Goal :: Retype the opening lines of the data exactly, stopping after the line that contains "string; children?: React.ReactNode;". Skip every picture.

Material ::
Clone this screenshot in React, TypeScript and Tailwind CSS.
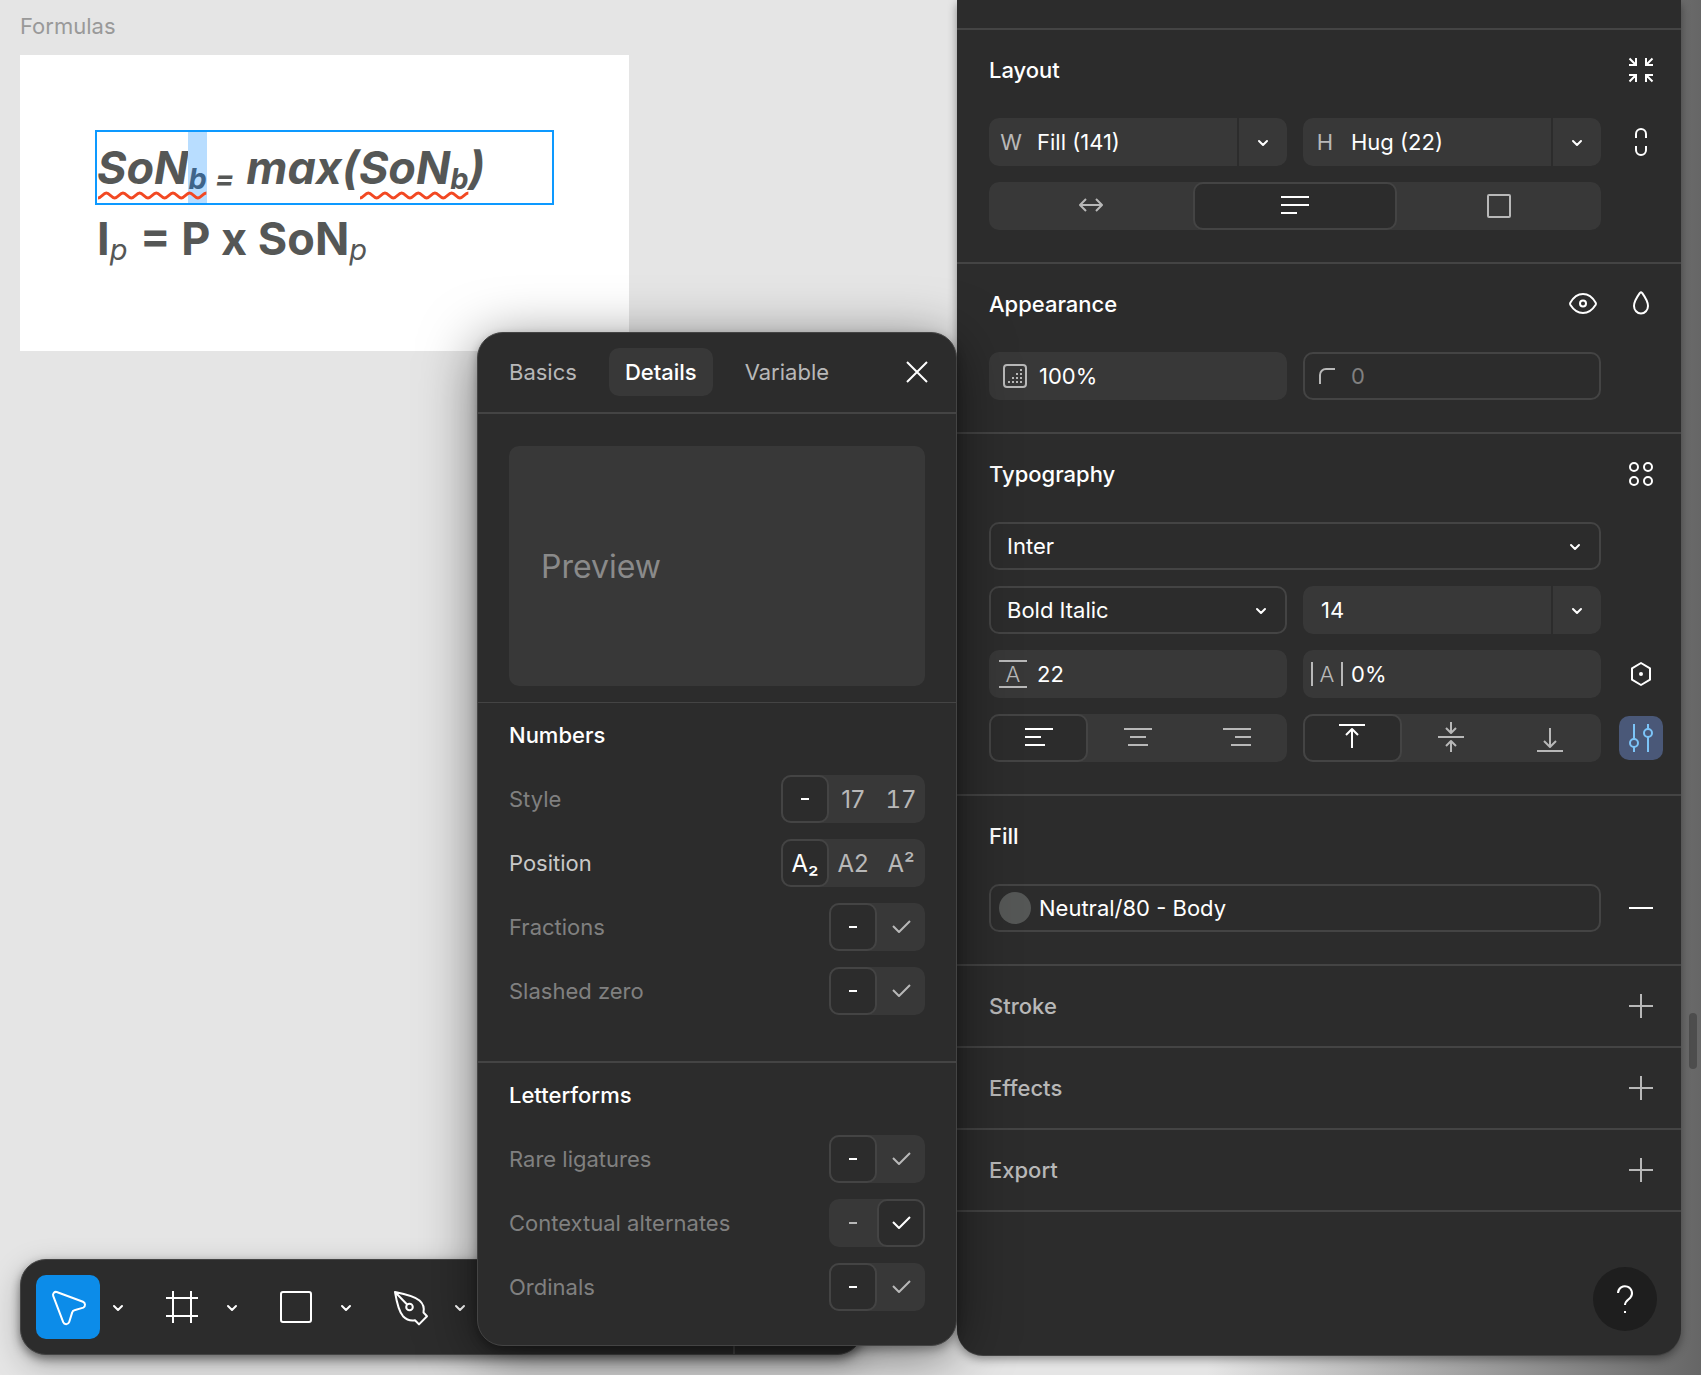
import React from "react";

type IconProps = { d?: string; children?: React.ReactNode; size?: number; className?: string };

function Icon({ d, children, size = 48, className = "" }: IconProps) {
  return (
    <svg
      width={size}
      height={size}
      viewBox={`0 0 ${size} ${size}`}
      fill="none"
      stroke="currentColor"
      strokeWidth={2}
      className={`shrink-0 ${className}`}
      aria-hidden="true"
    >
      {d && <path d={d} strokeLinejoin="round" />}
      {children}
    </svg>
  );
}

function Chevron({ className = "" }: { className?: string }) {
  return (
    <Icon size={16} className={className}>
      <path d="M4 7l4 4 4-4" strokeLinecap="round" strokeLinejoin="round" />
    </Icon>
  );
}

const CHECK = "M16 23l6 6 11-11";
const DASH = "M20 24h8";

/* ---------- Canvas ---------- */

function Squiggle() {
  return (
    <svg className="absolute left-0 top-[58px] h-2.5 w-full" viewBox="0 0 108 10" preserveAspectRatio="none" fill="none" aria-hidden="true">
      <path
        d="M1 8c3.200 0 5.100-5 8.200-5s5.100 5 8.200 5 5.100-5 8.200-5 5.100 5 8.200 5 5.100-5 8.200-5 5.100 5 8.200 5 5.100-5 8.200-5 5.100 5 8.200 5 5.100-5 8.200-5 5.100 5 8.200 5 5.100-5 8.200-5 5.100 5 8.200 5 5.100-5 8.300-5"
        stroke="#f24822"
        strokeWidth="3"
      />
    </svg>
  );
}

function Subscript({ children, selected = false }: { children: React.ReactNode; selected?: boolean }) {
  return (
    <span className={`flex h-full items-start text-[29px] ${selected ? "bg-[#b8ddff] text-[#3f658a]" : ""}`}>
      <span className="translate-y-[11px]">{children}</span>
    </span>
  );
}

function CanvasFrame() {
  return (
    <section className="w-[609px]">
      <h2 className="pb-3.5 pt-2.5 text-[22px] leading-[30px] text-[#999]">Formulas</h2>
      <div className="h-[296px] bg-white px-[77px] py-[77px] text-[45px] leading-[72px] text-[#555756]">
        <div className="flex h-[71px] whitespace-pre font-bold italic outline-2 outline-[#0d99ff]">
          <span className="relative flex">
            SoN<Subscript selected>b</Subscript>
            <Squiggle />
          </span>
          <span className="pl-2 pr-3">
            <Subscript>=</Subscript>
          </span>
          <span>max(</span>
          <span className="relative flex">
            SoN<Subscript>b</Subscript>
            <Squiggle />
          </span>
          )
        </div>
        <div className="flex h-[71px] whitespace-pre font-bold">
          I
          <span className="pr-0.5 font-normal italic">
            <Subscript>p</Subscript>
          </span>
          {" = P x SoN"}
          <span className="font-normal italic">
            <Subscript>p</Subscript>
          </span>
        </div>
      </div>
    </section>
  );
}

/* ---------- Toolbar ---------- */

function Tool({ label, active = false, children }: { label: string; active?: boolean; children: React.ReactNode }) {
  return (
    <div className="flex items-center">
      <button
        type="button"
        aria-label={label}
        className={`grid size-16 place-items-center rounded-[10px] ${active ? "bg-[#0c8ce9]" : ""}`}
      >
        {children}
      </button>
      <button type="button" aria-label={`${label} options`} className="grid h-16 w-9 place-items-center">
        <Chevron />
      </button>
    </div>
  );
}

function Toolbar() {
  return (
    <nav
      aria-label="Tools"
      className="absolute bottom-5 left-5 flex h-24 w-[843px] items-center gap-3.5 rounded-[26px] border border-[#444] bg-[#2c2c2c] px-[15px] text-white shadow-[0_4px_10px_rgba(0,0,0,0.45),0_10px_30px_rgba(0,0,0,0.25)]"
    >
      <Tool label="Move" active>
        <Icon
          size={64}
          d="M20.7 17L47 26.8a3.2 3.2 0 0 1 .3 5.8L38.4 35.2a3 3 0 0 0-2.2 2.2L33.2 47a3.2 3.2 0 0 1-6 .2L17.2 20.8a2.9 2.9 0 0 1 3.5-3.8z"
        />
      </Tool>
      <Tool label="Frame">
        <Icon d="M8 15h32M8 33h32M15 8v32M33 8v32" />
      </Tool>
      <Tool label="Rectangle">
        <Icon>
          <rect x="9" y="9" width="30" height="30" rx="2" />
        </Icon>
      </Tool>
      <Tool label="Pen">
        <Icon d="M9 9C19 11 28.500 13 33.500 17.500c4 3.500 5 7 4 12l3.500 3.700-8 8.200-4-4.200c-5 1-8.500-.5-12-4C12.500 28 10.500 18 9 9zM9.500 9.500L21.300 21.700">
          <circle cx="23.500" cy="24" r="3.300" />
        </Icon>
      </Tool>
      <div className="h-[94px] grow border-r-2 border-[#444]" />
      <div className="w-[98px]" />
    </nav>
  );
}

/* ---------- Type settings popup ---------- */

type Option = { label: string; content: React.ReactNode };

function Segments({ label, options, active }: { label: string; options: Option[]; active: number }) {
  return (
    <div role="group" aria-label={label} className="flex rounded-[10px] bg-[#383838]">
      {options.map((option, index) => (
        <button
          key={option.label}
          type="button"
          aria-label={option.label}
          aria-pressed={index === active}
          className={`flex size-12 items-center justify-center rounded-[10px] text-2xl ${
            index === active ? "border-2 border-[#444] bg-[#2c2c2c] text-white" : "text-[#b8b8b8]"
          }`}
        >
          {option.content}
        </button>
      ))}
    </div>
  );
}

const TOGGLE: Option[] = [
  { label: "Off", content: <Icon d={DASH} /> },
  { label: "On", content: <Icon d={CHECK} /> },
];

function DetailRow({
  label,
  options = TOGGLE,
  active = 0,
  strong = false,
}: {
  label: string;
  options?: Option[];
  active?: number;
  strong?: boolean;
}) {
  return (
    <div className="flex h-16 items-center justify-between">
      <span className={strong ? "text-[#c8c8c8]" : "text-[#808080]"}>{label}</span>
      <Segments label={label} options={options} active={active} />
    </div>
  );
}

function TypeSettings() {
  return (
    <section
      aria-label="Type settings"
      className="absolute right-0 top-[332px] z-20 w-[480px] rounded-[26px] border border-[#444] bg-[#2c2c2c] pb-[26px] text-[22px] shadow-[0_4px_10px_rgba(0,0,0,0.3),0_10px_56px_rgba(0,0,0,0.5)]"
    >
      <header className="flex h-[81px] items-center justify-between border-b-2 border-[#444] px-[15px] pb-px">
        <div role="tablist" className="flex gap-4">
          <button type="button" role="tab" aria-selected="false" className="h-12 rounded-[10px] px-4 text-[#b8b8b8]">
            Basics
          </button>
          <button type="button" role="tab" aria-selected="true" className="h-12 rounded-[10px] bg-[#383838] px-4 font-medium text-white">
            Details
          </button>
          <button type="button" role="tab" aria-selected="false" className="h-12 rounded-[10px] px-4 text-[#b8b8b8]">
            Variable
          </button>
        </div>
        <button type="button" aria-label="Close" className="text-white">
          <Icon d="M14 14l20 20M34 14L14 34" />
        </button>
      </header>
      <div className="border-b border-[#444] px-[31px] pb-4 pt-8">
        <div className="flex h-60 items-center rounded-[10px] bg-[#383838] px-8 pt-0.5 text-[32px] text-[#8a8a8a]">Preview</div>
      </div>
      <div className="border-b-2 border-[#444] px-[31px] pb-[38px]">
        <h3 className="font-medium leading-[64px] text-white">Numbers</h3>
        <DetailRow
          label="Style"
          options={[
            { label: "Default", content: <Icon d={DASH} /> },
            { label: "Proportional", content: <span className="pt-0.5">17</span> },
            { label: "Monospaced", content: <span className="pt-0.5 tabular-nums">17</span> },
          ]}
        />
        <DetailRow
          label="Position"
          strong
          options={[
            { label: "Subscript", content: <span className="pt-0.5">A₂</span> },
            { label: "Normal", content: <span className="pt-0.5">A2</span> },
            { label: "Superscript", content: <span className="pt-0.5">A²</span> },
          ]}
        />
        <DetailRow label="Fractions" />
        <DetailRow label="Slashed zero" />
      </div>
      <div className="px-[31px]">
        <h3 className="font-medium leading-[64px] text-white">Letterforms</h3>
        <DetailRow label="Rare ligatures" />
        <DetailRow label="Contextual alternates" active={1} />
        <DetailRow label="Ordinals" />
      </div>
    </section>
  );
}

/* ---------- Properties panel ---------- */

function IconButton({ label, muted = false, children }: { label: string; muted?: boolean; children: React.ReactNode }) {
  return (
    <button type="button" aria-label={label} className={`grid size-12 place-items-center ${muted ? "text-[#b8b8b8]" : "text-white"}`}>
      {children}
    </button>
  );
}

function Section({ title, actions, children }: { title: string; actions?: React.ReactNode; children?: React.ReactNode }) {
  return (
    <section className={`border-b-2 border-[#444] pl-8 pr-4 ${children ? "pb-6" : ""}`}>
      <header className="flex h-20 items-center justify-between">
        <h2 className={`font-medium ${children ? "text-white" : "text-[#b8b8b8]"}`}>{title}</h2>
        <div className="flex gap-2.5">{actions}</div>
      </header>
      {children}
    </section>
  );
}

function Row({ action, children }: { action?: React.ReactNode; children: React.ReactNode }) {
  return (
    <div className="grid h-16 grid-cols-[1fr_48px] items-center gap-4">
      <div className="grid auto-cols-fr grid-flow-col gap-4">{children}</div>
      <div className="grid place-items-center">{action}</div>
    </div>
  );
}

function Field({
  label,
  prefix,
  value = "",
  placeholder,
  menu = false,
  outlined = false,
}: {
  label: string;
  prefix?: React.ReactNode;
  value?: string;
  placeholder?: string;
  menu?: boolean;
  outlined?: boolean;
}) {
  return (
    <div className={`flex h-12 min-w-0 gap-0.5 overflow-hidden rounded-[10px] ${outlined ? "border-2 border-[#444]" : ""}`}>
      <label className={`flex min-w-0 flex-1 items-center ${outlined ? "" : "bg-[#383838]"} ${prefix ? "" : "pl-[18px]"}`}>
        {prefix}
        <input
          aria-label={label}
          defaultValue={value}
          placeholder={placeholder}
          className="w-full min-w-0 flex-1 bg-transparent text-white outline-none placeholder:text-[#808080]"
        />
      </label>
      {menu && (
        <button type="button" aria-label={`${label} options`} className="grid w-12 shrink-0 place-items-center bg-[#383838] text-white">
          <Chevron />
        </button>
      )}
    </div>
  );
}

function Select({ label, value }: { label: string; value: string }) {
  return (
    <div className="relative min-w-0">
      <select aria-label={label} className="h-12 w-full appearance-none rounded-[10px] border-2 border-[#444] bg-transparent px-4 text-white">
        <option>{value}</option>
      </select>
      <Chevron className="pointer-events-none absolute right-[18px] top-4 text-white" />
    </div>
  );
}

function IconSegments({ label, active, items }: { label: string; active: number; items: { label: string; icon: React.ReactNode }[] }) {
  return (
    <div role="group" aria-label={label} className="grid h-12 auto-cols-fr grid-flow-col rounded-[10px] bg-[#383838]">
      {items.map((item, index) => (
        <button
          key={item.label}
          type="button"
          aria-label={item.label}
          aria-pressed={index === active}
          className={`flex h-12 items-center justify-center rounded-[10px] ${
            index === active ? "border-2 border-[#444] bg-[#2c2c2c] text-white" : "text-[#b8b8b8]"
          }`}
        >
          {item.icon}
        </button>
      ))}
    </div>
  );
}

const OPACITY_DOTS = [
  [18, 6],
  [14, 10], [18, 10],
  [10, 14], [14, 14], [18, 14],
  [6, 18], [10, 18], [14, 18], [18, 18],
];

const PLUS = "M12 24h24M24 12v24";

function PropertiesPanel() {
  return (
    <aside className="relative z-10 mb-5 w-[724px] shrink-0 rounded-b-[26px] bg-[#2c2c2c] text-[22px] shadow-[0_1px_0_#444,0_4px_10px_rgba(0,0,0,0.4)]">
      <div className="h-[30px] border-b-2 border-[#444]" />
      <Section
        title="Layout"
        actions={
          <IconButton label="Resize to fit">
            <Icon d="M12.500 12.500L19 19M20 19h-8M19 12v8M35.500 12.500L29 19M28 19h8M29 12v8M12.500 35.500L19 29M20 29h-8M19 36v-8M35.500 35.500L29 29M28 29h8M29 36v-8" />
          </IconButton>
        }
      >
        <Row
          action={
            <IconButton label="Lock aspect ratio">
              <Icon d="M19 20v-4a5 5 0 0 1 10 0v4M19 28v4a5 5 0 0 0 10 0v-4" />
            </IconButton>
          }
        >
          <Field label="Width" menu value="Fill (141)" prefix={<span className="w-12 shrink-0 pr-1 text-center text-[#b8b8b8]">W</span>} />
          <Field label="Height" menu value="Hug (22)" prefix={<span className="w-12 shrink-0 pr-1 text-center text-[#b8b8b8]">H</span>} />
        </Row>
        <Row>
          <IconSegments
            label="Text resizing"
            active={1}
            items={[
              { label: "Auto width", icon: <Icon d="M13 23h22M19 17l-6 6 6 6M29 17l6 6-6 6" /> },
              { label: "Auto height", icon: <Icon d="M10 15h28M10 23h28M10 31h16" /> },
              {
                label: "Fixed size",
                icon: (
                  <Icon>
                    <rect x="13" y="13" width="22" height="22" rx="1" />
                  </Icon>
                ),
              },
            ]}
          />
        </Row>
      </Section>

      <Section
        title="Appearance"
        actions={
          <>
            <IconButton label="Visibility">
              <Icon d="M11.300 22.700C14 18 18.700 14 24 14s10 4 12.700 8.700q.5 1 0 2C34 29 29.300 33 24 33s-10-4-12.700-8.300q-.5-1 0-2z">
                <circle cx="24" cy="23.500" r="3" />
              </Icon>
            </IconButton>
            <IconButton label="Blend mode">
              <Icon d="M23 12.800C20.500 16.300 17 21 17 26a7 7.500 0 0 0 14 0c0-5-3.500-9.700-6-13.200q-1-1.200-2 0z" />
            </IconButton>
          </>
        }
      >
        <Row>
          <Field
            label="Opacity"
            value="100%"
            prefix={
              <span className="flex w-[50px] shrink-0 pl-3.5 text-[#b8b8b8]">
                <Icon size={24}>
                  <rect x="1" y="1" width="22" height="22" rx="3" />
                  {OPACITY_DOTS.map(([x, y]) => (
                    <rect key={`${x}-${y}`} x={x - 1} y={y - 1} width="2" height="2" fill="currentColor" stroke="none" />
                  ))}
                </Icon>
              </span>
            }
          />
          <Field
            label="Corner radius"
            placeholder="0"
            outlined
            prefix={
              <span className="flex w-[46px] shrink-0 pl-3.5 text-[#b8b8b8]">
                <Icon size={16} d="M1 16V7a6 6 0 0 1 6-6h9" />
              </span>
            }
          />
        </Row>
      </Section>

      <Section
        title="Typography"
        actions={
          <IconButton label="Text styles">
            <Icon>
              <circle cx="17" cy="17" r="4" />
              <circle cx="31" cy="17" r="4" />
              <circle cx="17" cy="31" r="4" />
              <circle cx="31" cy="31" r="4" />
            </Icon>
          </IconButton>
        }
      >
        <Row>
          <Select label="Font family" value="Inter" />
        </Row>
        <Row>
          <Select label="Font style" value="Bold Italic" />
          <Field label="Font size" value="14" menu />
        </Row>
        <Row
          action={
            <IconButton label="Apply variable">
              <Icon d="M24 13l9 5.300v11.400L24 35l-9-5.300V18.300z">
                <circle cx="24" cy="24" r="2" fill="currentColor" stroke="none" />
              </Icon>
            </IconButton>
          }
        >
          <Field
            label="Line height"
            value="22"
            prefix={
              <span className="flex w-12 shrink-0 justify-center text-[#b8b8b8]">
                <span className="w-7 border-y-2 border-[#b8b8b8] text-center text-[22px] font-light leading-6">A</span>
              </span>
            }
          />
          <Field
            label="Letter spacing"
            value="0%"
            prefix={
              <span className="flex w-12 shrink-0 justify-center text-[#b8b8b8]">
                <span className="w-8 border-x-2 border-[#b8b8b8] text-center text-[22px] font-light leading-6">A</span>
              </span>
            }
          />
        </Row>
        <Row
          action={
            <button type="button" aria-label="Type settings" className="rounded-[10px] bg-[#4a5878] text-[#7cc4f8]">
              <Icon size={44} d="M15 8v15M15 31v5M29 8v5M29 21v15">
                <circle cx="15" cy="27" r="4" />
                <circle cx="29" cy="17" r="4" />
              </Icon>
            </button>
          }
        >
          <IconSegments
            label="Horizontal alignment"
            active={0}
            items={[
              { label: "Align left", icon: <Icon d="M10 15h28M10 23h16M10 31h20" /> },
              { label: "Align center", icon: <Icon d="M10 15h28M16 23h16M14 31h20" /> },
              { label: "Align right", icon: <Icon d="M10 15h28M22 23h16M18 31h20" /> },
            ]}
          />
          <IconSegments
            label="Vertical alignment"
            active={0}
            items={[
              { label: "Align top", icon: <Icon d="M10 11h26M23 15v19M17 21l6-6 6 6" /> },
              { label: "Align middle", icon: <Icon d="M10 23h26M23 8v11M18 14l5 5 5-5M23 38V27M18 32l5-5 5 5" /> },
              { label: "Align bottom", icon: <Icon d="M10 37h26M23 14v19M17 27l6 6 6-6" /> },
            ]}
          />
        </Row>
      </Section>

      <Section title="Fill">
        <Row
          action={
            <IconButton label="Remove fill">
              <Icon d="M12 24h24" />
            </IconButton>
          }
        >
          <button type="button" className="flex h-12 items-center gap-2 rounded-[10px] border-2 border-[#444] px-2 text-white">
            <span className="size-8 rounded-full bg-[#555756]" />
            Neutral/80 - Body
          </button>
        </Row>
      </Section>

      {["Stroke", "Effects", "Export"].map((title) => (
        <Section
          key={title}
          title={title}
          actions={
            <IconButton label={`Add ${title.toLowerCase()}`} muted>
              <Icon d={PLUS} />
            </IconButton>
          }
        />
      ))}

      <button
        type="button"
        aria-label="Help"
        className="absolute bottom-6 right-6 grid size-16 place-items-center rounded-full bg-[#1e1e1e] text-white"
      >
        <Icon d="M17 18a7 7 0 1 1 12.500 4.500c-2 2.200-5.500 3.500-5.500 7.500">
          <path d="M23 37h2" strokeWidth="2" />
        </Icon>
      </button>
    </aside>
  );
}

export default function App() {
  return (
    <div className="flex min-h-screen bg-[linear-gradient(to_right,#e5e5e5_71%,#b7b7b7_81%,#666_100%)] font-['Inter',sans-serif] leading-none">
      <main className="relative min-w-0 flex-1 pl-5">
        <div className="pt-px">
          <CanvasFrame />
        </div>
        <Toolbar />
        <TypeSettings />
      </main>
      <PropertiesPanel />
      <div className="relative w-5 shrink-0">
        <div className="absolute right-1 top-[1013px] h-14 w-2 rounded-full bg-[#4d4d4d]" />
      </div>
    </div>
  );
}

Result of the task ::
Clone this screenshot in React, TypeScript and Tailwind CSS.
import React from "react";

type IconProps = { d?: string; children?: React.ReactNode; size?: number; className?: string };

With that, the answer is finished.